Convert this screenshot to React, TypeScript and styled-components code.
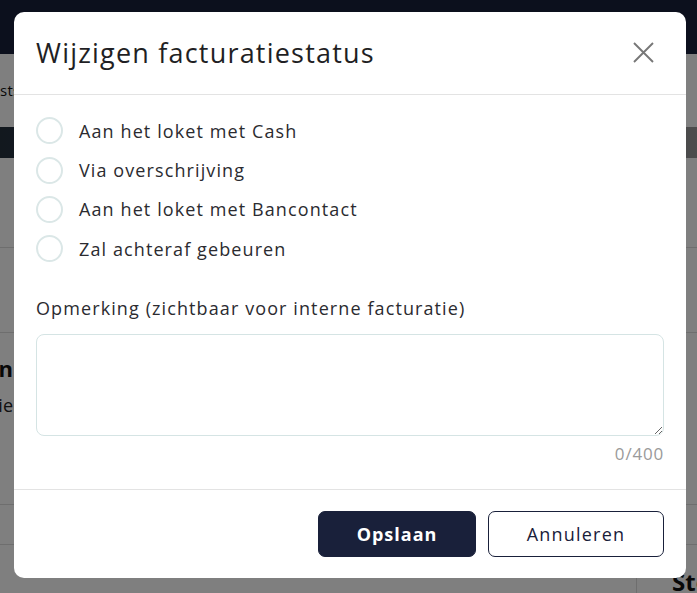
import React, { useState } from "react";
import styled, { createGlobalStyle } from "styled-components";

const GlobalStyle = createGlobalStyle`
  html, body { margin: 0; padding: 0; }
  body {
    font-family: "Open Sans", "Noto Sans", sans-serif;
    background: #ffffff;
    width: 697px;
    height: 593px;
    overflow: hidden;
  }
  * { box-sizing: border-box; }
`;

const Page = styled.div`
  width: 697px;
  height: 593px;
  position: relative;
  overflow: hidden;
  background: #ffffff;
  font-family: "Open Sans", sans-serif;
`;

const Navbar = styled.div`
  height: 54px;
  background: #19203a;
`;

const Tabs = styled.div`
  height: 73px;
  padding: 26px 0 0 0;
  font-size: 15px;
  color: #111;
  white-space: nowrap;
  letter-spacing: 0.3px;
`;

const Banner = styled.div`
  height: 31px;
  background: linear-gradient(90deg, #24303d, #3a4652 40%, #50565c 70%, #9a9a9a);
`;

const Section = styled.div<{ $h: number }>`
  height: ${(p) => p.$h}px;
  border-bottom: 1px solid #dddddd;
`;

const InfoBlock = styled.div`
  height: 172px;
  border-bottom: 1px solid #dddddd;
  padding: 20px 0 0 0;
  width: 100%;
`;

const EdgeColumn = styled.div`
  width: 13px;
  display: flex;
  flex-direction: column;
`;

const EdgeLine = styled.div<{ $bold?: boolean }>`
  display: flex;
  justify-content: flex-end;
  white-space: nowrap;
  font-size: ${(p) => (p.$bold ? "22px" : "18px")};
  font-weight: ${(p) => (p.$bold ? 700 : 400)};
  color: ${(p) => (p.$bold ? "#111" : "#222")};
  margin-top: ${(p) => (p.$bold ? "0" : "10px")};
`;

const BottomRow = styled.div`
  display: flex;
  justify-content: flex-end;
  height: 48px;
`;

const SideCol = styled.div`
  width: 61px;
  border-left: 1px solid #dddddd;
  padding: 20px 0 0 35px;
  font-size: 24px;
  font-weight: 700;
  color: #111;
  white-space: nowrap;
`;

const Overlay = styled.div`
  position: absolute;
  inset: 0;
  background: rgba(0, 0, 0, 0.5);
  display: flex;
  align-items: flex-start;
  justify-content: flex-start;
  padding: 12px 0 0 14px;
`;

const Modal = styled.div`
  width: 672px;
  height: 566px;
  background: #ffffff;
  border-radius: 10px;
  display: flex;
  flex-direction: column;
  font-family: "Open Sans", sans-serif;
  letter-spacing: 1.1px;
`;

const Header = styled.div`
  height: 83px;
  display: flex;
  align-items: center;
  justify-content: space-between;
  padding: 0 22px 2px 22px;
  border-bottom: 1px solid #e3e3e3;
`;

const Title = styled.h2`
  margin: 0;
  font-size: 27px;
  font-weight: 400;
  color: #1f1f24;
  letter-spacing: 1.2px;
`;

const CloseButton = styled.button`
  width: 40px;
  height: 40px;
  border: none;
  background: transparent;
  padding: 0;
  margin-right: 1px;
  display: flex;
  align-items: center;
  justify-content: center;
  cursor: pointer;
`;

const Body = styled.div`
  flex: 1;
  padding: 16px 22px 0 22px;
`;

const RadioList = styled.div`
  display: flex;
  flex-direction: column;
`;

const RadioRow = styled.label`
  display: flex;
  align-items: center;
  height: 39.4px;
  gap: 16px;
  font-size: 18px;
  color: #2b2b30;
  cursor: pointer;
`;

const RadioCircle = styled.span<{ $checked: boolean }>`
  width: 27px;
  height: 27px;
  border-radius: 50%;
  border: 2px solid #dbe7e7;
  display: flex;
  align-items: center;
  justify-content: center;
  flex-shrink: 0;
  &::after {
    content: "";
    width: 13px;
    height: 13px;
    border-radius: 50%;
    background: ${(p) => (p.$checked ? "#19203a" : "transparent")};
  }
`;

const FieldLabel = styled.div`
  margin-top: 27px;
  font-size: 18px;
  color: #2b2b30;
  line-height: 24px;
`;

const TextArea = styled.textarea`
  display: block;
  margin-top: 14px;
  width: 100%;
  height: 102px;
  border: 1px solid #d5e4e4;
  border-radius: 8px;
  resize: vertical;
  font-family: inherit;
  font-size: 16px;
  padding: 10px 12px;
  outline: none;
`;

const Counter = styled.div`
  text-align: right;
  margin-top: 6px;
  font-size: 17px;
  color: #9a9a9a;
  letter-spacing: 0.8px;
`;

const Footer = styled.div`
  height: 89px;
  border-top: 1px solid #e3e3e3;
  display: flex;
  justify-content: flex-end;
  align-items: flex-start;
  gap: 12px;
  padding: 21px 22px 0 22px;
`;

const Button = styled.button<{ $primary?: boolean }>`
  height: 46px;
  width: ${(p) => (p.$primary ? "158px" : "176px")};
  border-radius: 7px;
  border: 1px solid #19203a;
  background: ${(p) => (p.$primary ? "#19203a" : "#ffffff")};
  color: ${(p) => (p.$primary ? "#ffffff" : "#19203a")};
  font-family: inherit;
  font-size: 18px;
  font-weight: ${(p) => (p.$primary ? 700 : 500)};
  letter-spacing: ${(p) => (p.$primary ? "1px" : "1.2px")};
  cursor: pointer;
`;

const options = [
  "Aan het loket met Cash",
  "Via overschrijving",
  "Aan het loket met Bancontact",
  "Zal achteraf gebeuren",
];

export default function App() {
  const [selected, setSelected] = useState<number | null>(null);
  const [text, setText] = useState("");
  return (
    <>
      <GlobalStyle />
      <Page>
        <Navbar />
        <Tabs>sts</Tabs>
        <Banner />
        <Section $h={90} />
        <Section $h={85} />
        <InfoBlock>
          <EdgeColumn>
            <EdgeLine $bold>Betalingen</EdgeLine>
            <EdgeLine>Facturatie</EdgeLine>
          </EdgeColumn>
        </InfoBlock>
        <Section $h={40} />
        <BottomRow>
          <SideCol>Sto</SideCol>
        </BottomRow>
        <Overlay>
          <Modal role="dialog">
            <Header>
              <Title>Wijzigen facturatiestatus</Title>
              <CloseButton aria-label="Sluiten">
                <svg width="21" height="21" viewBox="0 0 21 21">
                  <path d="M1 1 L20 20 M20 1 L1 20" stroke="#777777" strokeWidth="1.9" fill="none" />
                </svg>
              </CloseButton>
            </Header>
            <Body>
              <RadioList>
                {options.map((o, i) => (
                  <RadioRow key={o} onClick={() => setSelected(i)}>
                    <RadioCircle $checked={selected === i} />
                    {o}
                  </RadioRow>
                ))}
              </RadioList>
              <FieldLabel>Opmerking (zichtbaar voor interne facturatie)</FieldLabel>
              <TextArea value={text} maxLength={400} onChange={(e) => setText(e.target.value)} />
              <Counter>{text.length}/400</Counter>
            </Body>
            <Footer>
              <Button $primary>Opslaan</Button>
              <Button>Annuleren</Button>
            </Footer>
          </Modal>
        </Overlay>
      </Page>
    </>
  );
}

⁂

__WRITTEN PROBLEM__
Leave the images out, please, and restate each line word for word.

__WRITTEN SOLUTION__
Convert this screenshot to React, TypeScript and styled-components code.
import React, { useState } from "react";
import styled, { createGlobalStyle } from "styled-components";

const GlobalStyle = createGlobalStyle`
  html, body { margin: 0; padding: 0; }
  body {
    font-family: "Open Sans", "Noto Sans", sans-serif;
    background: #ffffff;
    width: 697px;
    height: 593px;
    overflow: hidden;
  }
  * { box-sizing: border-box; }
`;

const Page = styled.div`
  width: 697px;
  height: 593px;
  position: relative;
  overflow: hidden;
  background: #ffffff;
  font-family: "Open Sans", sans-serif;
`;

const Navbar = styled.div`
  height: 54px;
  background: #19203a;
`;

const Tabs = styled.div`
  height: 73px;
  padding: 26px 0 0 0;
  font-size: 15px;
  color: #111;
  white-space: nowrap;
  letter-spacing: 0.3px;
`;

const Banner = styled.div`
  height: 31px;
  background: linear-gradient(90deg, #24303d, #3a4652 40%, #50565c 70%, #9a9a9a);
`;

const Section = styled.div<{ $h: number }>`
  height: ${(p) => p.$h}px;
  border-bottom: 1px solid #dddddd;
`;

const InfoBlock = styled.div`
  height: 172px;
  border-bottom: 1px solid #dddddd;
  padding: 20px 0 0 0;
  width: 100%;
`;

const EdgeColumn = styled.div`
  width: 13px;
  display: flex;
  flex-direction: column;
`;

const EdgeLine = styled.div<{ $bold?: boolean }>`
  display: flex;
  justify-content: flex-end;
  white-space: nowrap;
  font-size: ${(p) => (p.$bold ? "22px" : "18px")};
  font-weight: ${(p) => (p.$bold ? 700 : 400)};
  color: ${(p) => (p.$bold ? "#111" : "#222")};
  margin-top: ${(p) => (p.$bold ? "0" : "10px")};
`;

const BottomRow = styled.div`
  display: flex;
  justify-content: flex-end;
  height: 48px;
`;

const SideCol = styled.div`
  width: 61px;
  border-left: 1px solid #dddddd;
  padding: 20px 0 0 35px;
  font-size: 24px;
  font-weight: 700;
  color: #111;
  white-space: nowrap;
`;

const Overlay = styled.div`
  position: absolute;
  inset: 0;
  background: rgba(0, 0, 0, 0.5);
  display: flex;
  align-items: flex-start;
  justify-content: flex-start;
  padding: 12px 0 0 14px;
`;

const Modal = styled.div`
  width: 672px;
  height: 566px;
  background: #ffffff;
  border-radius: 10px;
  display: flex;
  flex-direction: column;
  font-family: "Open Sans", sans-serif;
  letter-spacing: 1.1px;
`;

const Header = styled.div`
  height: 83px;
  display: flex;
  align-items: center;
  justify-content: space-between;
  padding: 0 22px 2px 22px;
  border-bottom: 1px solid #e3e3e3;
`;

const Title = styled.h2`
  margin: 0;
  font-size: 27px;
  font-weight: 400;
  color: #1f1f24;
  letter-spacing: 1.2px;
`;

const CloseButton = styled.button`
  width: 40px;
  height: 40px;
  border: none;
  background: transparent;
  padding: 0;
  margin-right: 1px;
  display: flex;
  align-items: center;
  justify-content: center;
  cursor: pointer;
`;

const Body = styled.div`
  flex: 1;
  padding: 16px 22px 0 22px;
`;

const RadioList = styled.div`
  display: flex;
  flex-direction: column;
`;

const RadioRow = styled.label`
  display: flex;
  align-items: center;
  height: 39.4px;
  gap: 16px;
  font-size: 18px;
  color: #2b2b30;
  cursor: pointer;
`;

const RadioCircle = styled.span<{ $checked: boolean }>`
  width: 27px;
  height: 27px;
  border-radius: 50%;
  border: 2px solid #dbe7e7;
  display: flex;
  align-items: center;
  justify-content: center;
  flex-shrink: 0;
  &::after {
    content: "";
    width: 13px;
    height: 13px;
    border-radius: 50%;
    background: ${(p) => (p.$checked ? "#19203a" : "transparent")};
  }
`;

const FieldLabel = styled.div`
  margin-top: 27px;
  font-size: 18px;
  color: #2b2b30;
  line-height: 24px;
`;

const TextArea = styled.textarea`
  display: block;
  margin-top: 14px;
  width: 100%;
  height: 102px;
  border: 1px solid #d5e4e4;
  border-radius: 8px;
  resize: vertical;
  font-family: inherit;
  font-size: 16px;
  padding: 10px 12px;
  outline: none;
`;

const Counter = styled.div`
  text-align: right;
  margin-top: 6px;
  font-size: 17px;
  color: #9a9a9a;
  letter-spacing: 0.8px;
`;

const Footer = styled.div`
  height: 89px;
  border-top: 1px solid #e3e3e3;
  display: flex;
  justify-content: flex-end;
  align-items: flex-start;
  gap: 12px;
  padding: 21px 22px 0 22px;
`;

const Button = styled.button<{ $primary?: boolean }>`
  height: 46px;
  width: ${(p) => (p.$primary ? "158px" : "176px")};
  border-radius: 7px;
  border: 1px solid #19203a;
  background: ${(p) => (p.$primary ? "#19203a" : "#ffffff")};
  color: ${(p) => (p.$primary ? "#ffffff" : "#19203a")};
  font-family: inherit;
  font-size: 18px;
  font-weight: ${(p) => (p.$primary ? 700 : 500)};
  letter-spacing: ${(p) => (p.$primary ? "1px" : "1.2px")};
  cursor: pointer;
`;

const options = [
  "Aan het loket met Cash",
  "Via overschrijving",
  "Aan het loket met Bancontact",
  "Zal achteraf gebeuren",
];

export default function App() {
  const [selected, setSelected] = useState<number | null>(null);
  const [text, setText] = useState("");
  return (
    <>
      <GlobalStyle />
      <Page>
        <Navbar />
        <Tabs>sts</Tabs>
        <Banner />
        <Section $h={90} />
        <Section $h={85} />
        <InfoBlock>
          <EdgeColumn>
            <EdgeLine $bold>Betalingen</EdgeLine>
            <EdgeLine>Facturatie</EdgeLine>
          </EdgeColumn>
        </InfoBlock>
        <Section $h={40} />
        <BottomRow>
          <SideCol>Sto</SideCol>
        </BottomRow>
        <Overlay>
          <Modal role="dialog">
            <Header>
              <Title>Wijzigen facturatiestatus</Title>
              <CloseButton aria-label="Sluiten">
                <svg width="21" height="21" viewBox="0 0 21 21">
                  <path d="M1 1 L20 20 M20 1 L1 20" stroke="#777777" strokeWidth="1.9" fill="none" />
                </svg>
              </CloseButton>
            </Header>
            <Body>
              <RadioList>
                {options.map((o, i) => (
                  <RadioRow key={o} onClick={() => setSelected(i)}>
                    <RadioCircle $checked={selected === i} />
                    {o}
                  </RadioRow>
                ))}
              </RadioList>
              <FieldLabel>Opmerking (zichtbaar voor interne facturatie)</FieldLabel>
              <TextArea value={text} maxLength={400} onChange={(e) => setText(e.target.value)} />
              <Counter>{text.length}/400</Counter>
            </Body>
            <Footer>
              <Button $primary>Opslaan</Button>
              <Button>Annuleren</Button>
            </Footer>
          </Modal>
        </Overlay>
      </Page>
    </>
  );
}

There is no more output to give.